:: Task objective ::
All of the material should be reproduced exactly, with pictures left out.

┏━━

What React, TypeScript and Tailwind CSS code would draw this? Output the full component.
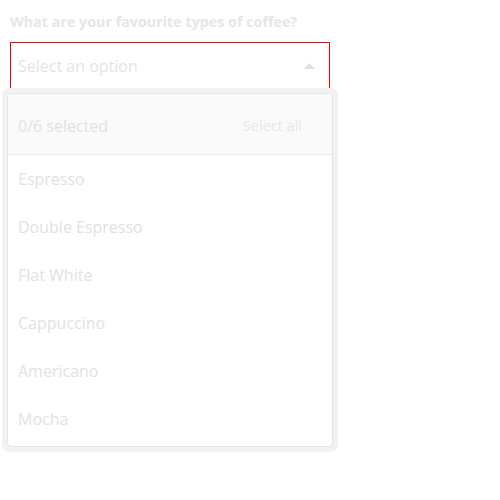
const coffees = ["Espresso", "Double Espresso", "Flat White", "Cappuccino", "Americano", "Mocha"];

export default function App() {
  return (
    <div className="min-h-screen bg-white p-[10px] font-['Open_Sans',sans-serif]">
      <label className="block text-[14.3px] font-bold leading-[24px] text-[#e6e6e6]">
        What are your favourite types of coffee?
      </label>
      <div className="relative mt-[8px] w-[320px]">
        <div className="flex h-[48px] items-center justify-between border border-[#ff0000] pl-[7px] pr-[14px]">
          <span className="text-[16px] text-[#e4e4e4]">Select an option</span>
          <svg width="11" height="6" viewBox="0 0 11 6">
            <path d="M0 6 L5.5 0 L11 6 Z" fill="#e0e0e0" />
          </svg>
        </div>
        <div className="absolute left-[-8px] top-[46px] w-[336px] rounded-[7px] bg-[#f2f2f2] p-[5px]">
          <div className="overflow-hidden rounded-[4px] border border-[#e6e6e6] bg-white pb-[3px]">
            <div className="flex h-[61px] items-center justify-between border-b border-[#ececec] bg-[#fafafa] pl-[10px] pr-[30px] pt-[3px]">
              <span className="text-[16px] text-[#e2e2e2]">0/6 selected</span>
              <span className="text-[14.5px] text-[#e8e8e8]">Select all</span>
            </div>
            {coffees.map((c) => (
              <div key={c} className="flex h-[48px] items-center pl-[10px] text-[16px] text-[#e2e2e2]">
                {c}
              </div>
            ))}
          </div>
        </div>
      </div>
    </div>
  );
}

┗━━

:: Result of the task ::
What React, TypeScript and Tailwind CSS code would draw this? Output the full component.
const coffees = ["Espresso", "Double Espresso", "Flat White", "Cappuccino", "Americano", "Mocha"];

export default function App() {
  return (
    <div className="min-h-screen bg-white p-[10px] font-['Open_Sans',sans-serif]">
      <label className="block text-[14.3px] font-bold leading-[24px] text-[#e6e6e6]">
        What are your favourite types of coffee?
      </label>
      <div className="relative mt-[8px] w-[320px]">
        <div className="flex h-[48px] items-center justify-between border border-[#ff0000] pl-[7px] pr-[14px]">
          <span className="text-[16px] text-[#e4e4e4]">Select an option</span>
          <svg width="11" height="6" viewBox="0 0 11 6">
            <path d="M0 6 L5.5 0 L11 6 Z" fill="#e0e0e0" />
          </svg>
        </div>
        <div className="absolute left-[-8px] top-[46px] w-[336px] rounded-[7px] bg-[#f2f2f2] p-[5px]">
          <div className="overflow-hidden rounded-[4px] border border-[#e6e6e6] bg-white pb-[3px]">
            <div className="flex h-[61px] items-center justify-between border-b border-[#ececec] bg-[#fafafa] pl-[10px] pr-[30px] pt-[3px]">
              <span className="text-[16px] text-[#e2e2e2]">0/6 selected</span>
              <span className="text-[14.5px] text-[#e8e8e8]">Select all</span>
            </div>
            {coffees.map((c) => (
              <div key={c} className="flex h-[48px] items-center pl-[10px] text-[16px] text-[#e2e2e2]">
                {c}
              </div>
            ))}
          </div>
        </div>
      </div>
    </div>
  );
}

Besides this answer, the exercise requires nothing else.